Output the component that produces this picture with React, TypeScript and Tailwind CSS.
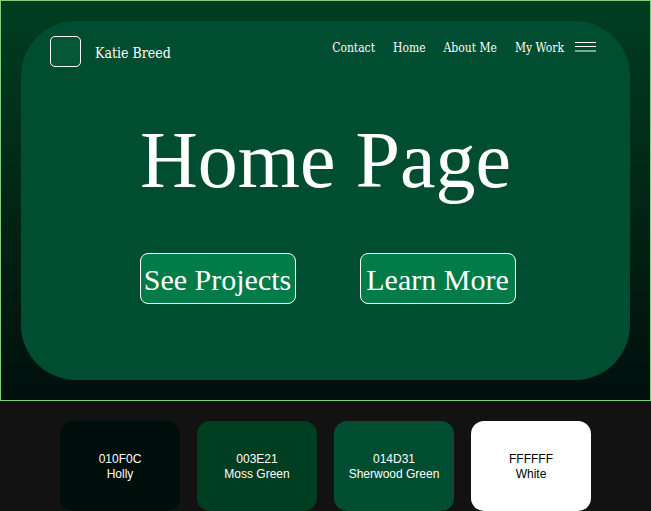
const navLinks = ["Contact", "Home", "About Me", "My Work"];

const swatches = [
  { code: "010F0C", name: "Holly", style: "bg-[#010f0c] text-white" },
  { code: "003E21", name: "Moss Green", style: "bg-[#003e21] text-white" },
  { code: "014D31", name: "Sherwood Green", style: "bg-[#014d31] text-white" },
  { code: "FFFFFF", name: "White", style: "bg-white text-black" },
];

function Header() {
  return (
    <header className="flex items-start justify-between pt-[15px] pr-[34px] pl-[29px] font-['DejaVu_Serif_Condensed','DejaVu_Serif',serif]">
      <div className="flex items-center gap-[14px]">
        <div className="size-[31px] rounded-[5px] border border-white bg-[#06573a]" />
        <span className="pt-[2px] text-[14px] leading-5 whitespace-nowrap">Katie Breed</span>
      </div>
      <div className="flex items-center gap-[11px]">
        <nav className="flex gap-[18px] pt-[2px] text-[12px] leading-5 whitespace-nowrap">
          {navLinks.map((label) => (
            <a key={label} href="#">{label}</a>
          ))}
        </nav>
        <button type="button" aria-label="Menu" className="flex w-[21px] flex-col gap-[3px]">
          <span className="h-px w-full bg-white" />
          <span className="h-px w-full bg-white" />
          <span className="h-[2px] w-full bg-white/50" />
        </button>
      </div>
    </header>
  );
}

export default function App() {
  return (
    <div className="min-h-screen bg-[#121212] text-white">
      <section className="border border-[#7fcf7b] bg-linear-to-b from-[#003e21] to-[#010f0c] px-5 py-5 font-['Liberation_Serif',serif]">
        <div className="rounded-[55px] bg-[#014d31] pb-[76px]">
          <Header />
          <h1 className="mt-[47px] text-center text-[80px] leading-[92px]">Home Page</h1>
          <div className="mt-[47px] flex justify-center gap-16 pl-1 text-[30px]">
            <button type="button" className="h-[51px] w-[156px] rounded-[8px] border border-white bg-[#017b48] pt-[2px] leading-[45px] whitespace-nowrap">
              See Projects
            </button>
            <button type="button" className="h-[51px] w-[156px] rounded-[8px] border border-white bg-[#017b48] pt-[2px] leading-[45px] whitespace-nowrap">
              Learn More
            </button>
          </div>
        </div>
      </section>
      <ul className="flex justify-center gap-[17px] pt-5 font-['Liberation_Sans',sans-serif] text-[12px] leading-[15px]">
        {swatches.map(({ code, name, style }) => (
          <li key={code} className={`flex h-[90px] w-[120px] flex-col items-center justify-center rounded-[13px] pt-[2px] ${style}`}>
            <span>{code}</span>
            <span>{name}</span>
          </li>
        ))}
      </ul>
    </div>
  );
}
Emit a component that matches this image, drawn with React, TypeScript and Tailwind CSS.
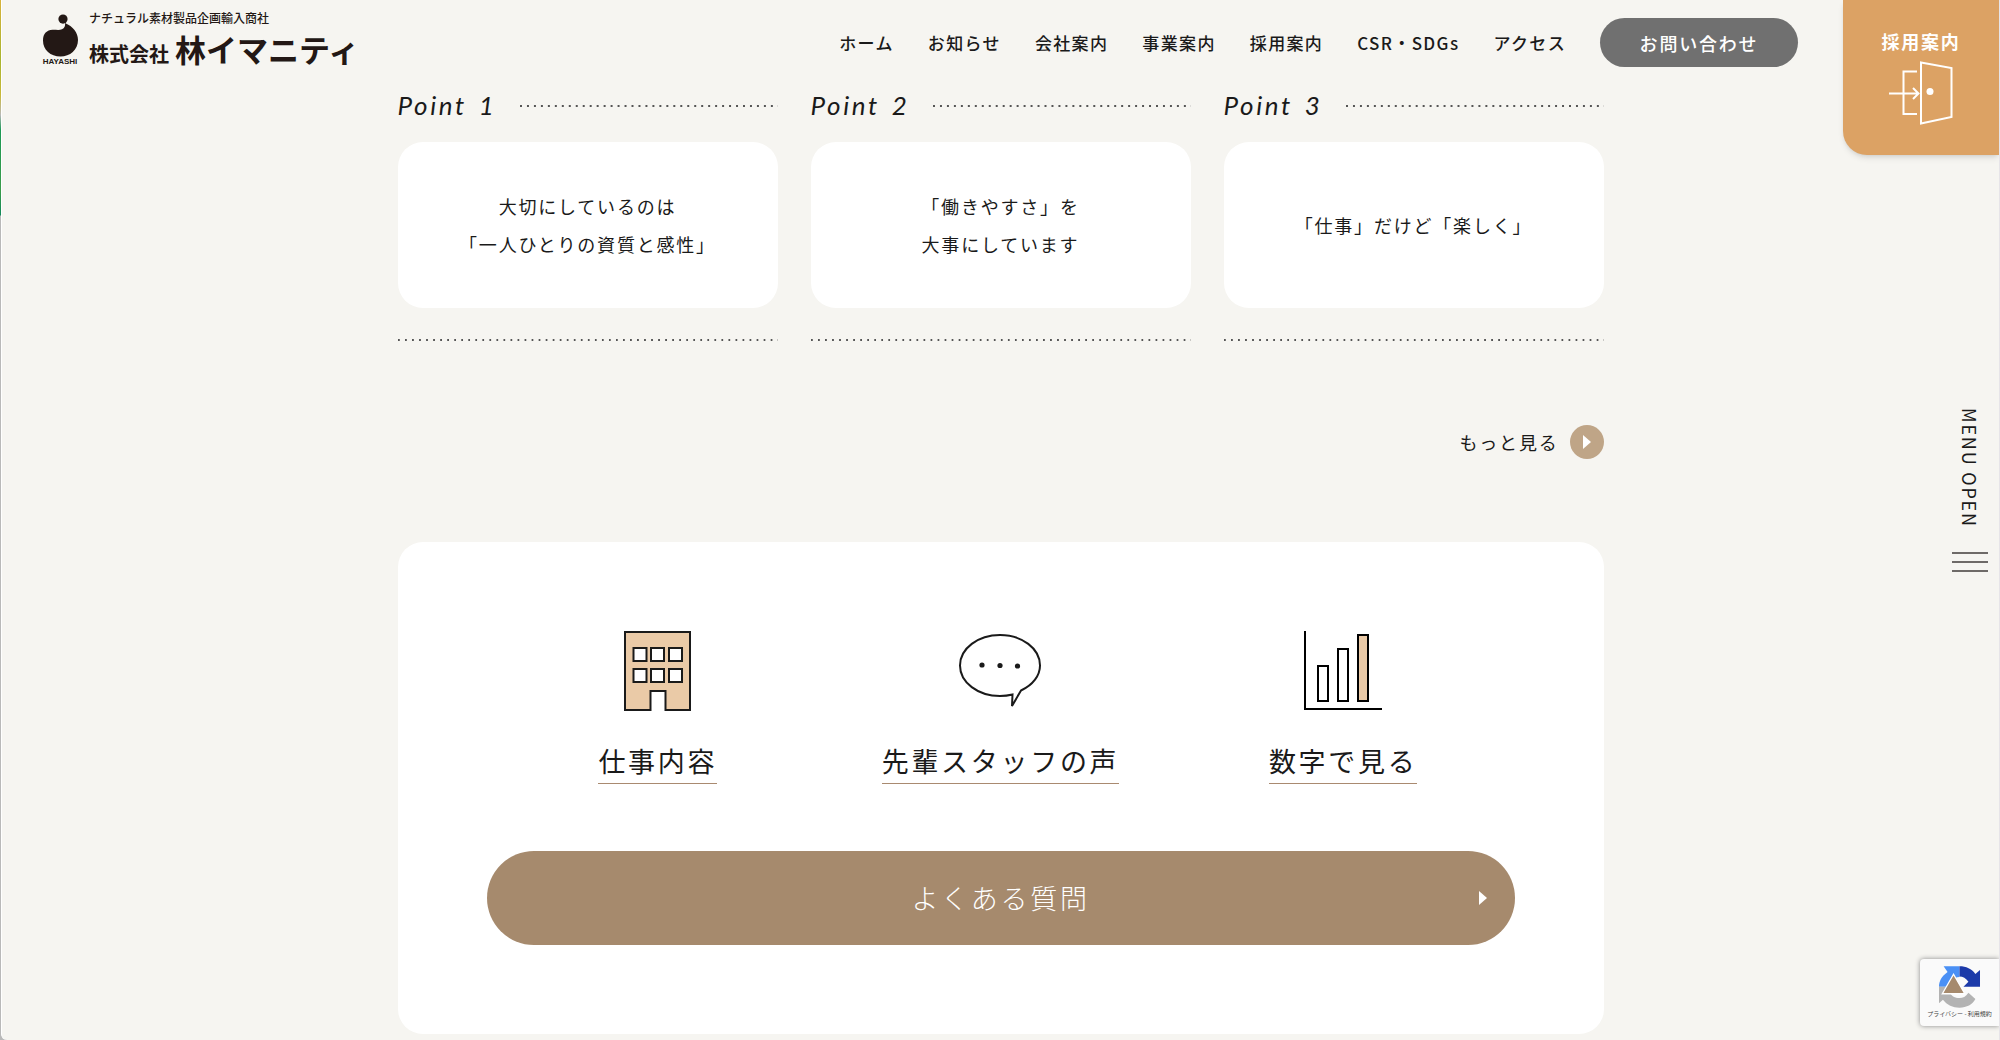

──────

_TASK DESCRIPTION_
Pictures stay out of the copy; please restate every record above exactly.

_SOLUTION_
Output the component that produces this picture with React, TypeScript and Tailwind CSS.
const navLinks = ["Contact", "Home", "About Me", "My Work"];

const swatches = [
  { code: "010F0C", name: "Holly", style: "bg-[#010f0c] text-white" },
  { code: "003E21", name: "Moss Green", style: "bg-[#003e21] text-white" },
  { code: "014D31", name: "Sherwood Green", style: "bg-[#014d31] text-white" },
  { code: "FFFFFF", name: "White", style: "bg-white text-black" },
];

function Header() {
  return (
    <header className="flex items-start justify-between pt-[15px] pr-[34px] pl-[29px] font-['DejaVu_Serif_Condensed','DejaVu_Serif',serif]">
      <div className="flex items-center gap-[14px]">
        <div className="size-[31px] rounded-[5px] border border-white bg-[#06573a]" />
        <span className="pt-[2px] text-[14px] leading-5 whitespace-nowrap">Katie Breed</span>
      </div>
      <div className="flex items-center gap-[11px]">
        <nav className="flex gap-[18px] pt-[2px] text-[12px] leading-5 whitespace-nowrap">
          {navLinks.map((label) => (
            <a key={label} href="#">{label}</a>
          ))}
        </nav>
        <button type="button" aria-label="Menu" className="flex w-[21px] flex-col gap-[3px]">
          <span className="h-px w-full bg-white" />
          <span className="h-px w-full bg-white" />
          <span className="h-[2px] w-full bg-white/50" />
        </button>
      </div>
    </header>
  );
}

export default function App() {
  return (
    <div className="min-h-screen bg-[#121212] text-white">
      <section className="border border-[#7fcf7b] bg-linear-to-b from-[#003e21] to-[#010f0c] px-5 py-5 font-['Liberation_Serif',serif]">
        <div className="rounded-[55px] bg-[#014d31] pb-[76px]">
          <Header />
          <h1 className="mt-[47px] text-center text-[80px] leading-[92px]">Home Page</h1>
          <div className="mt-[47px] flex justify-center gap-16 pl-1 text-[30px]">
            <button type="button" className="h-[51px] w-[156px] rounded-[8px] border border-white bg-[#017b48] pt-[2px] leading-[45px] whitespace-nowrap">
              See Projects
            </button>
            <button type="button" className="h-[51px] w-[156px] rounded-[8px] border border-white bg-[#017b48] pt-[2px] leading-[45px] whitespace-nowrap">
              Learn More
            </button>
          </div>
        </div>
      </section>
      <ul className="flex justify-center gap-[17px] pt-5 font-['Liberation_Sans',sans-serif] text-[12px] leading-[15px]">
        {swatches.map(({ code, name, style }) => (
          <li key={code} className={`flex h-[90px] w-[120px] flex-col items-center justify-center rounded-[13px] pt-[2px] ${style}`}>
            <span>{code}</span>
            <span>{name}</span>
          </li>
        ))}
      </ul>
    </div>
  );
}
Emit a component that matches this image, drawn with React, TypeScript and Tailwind CSS.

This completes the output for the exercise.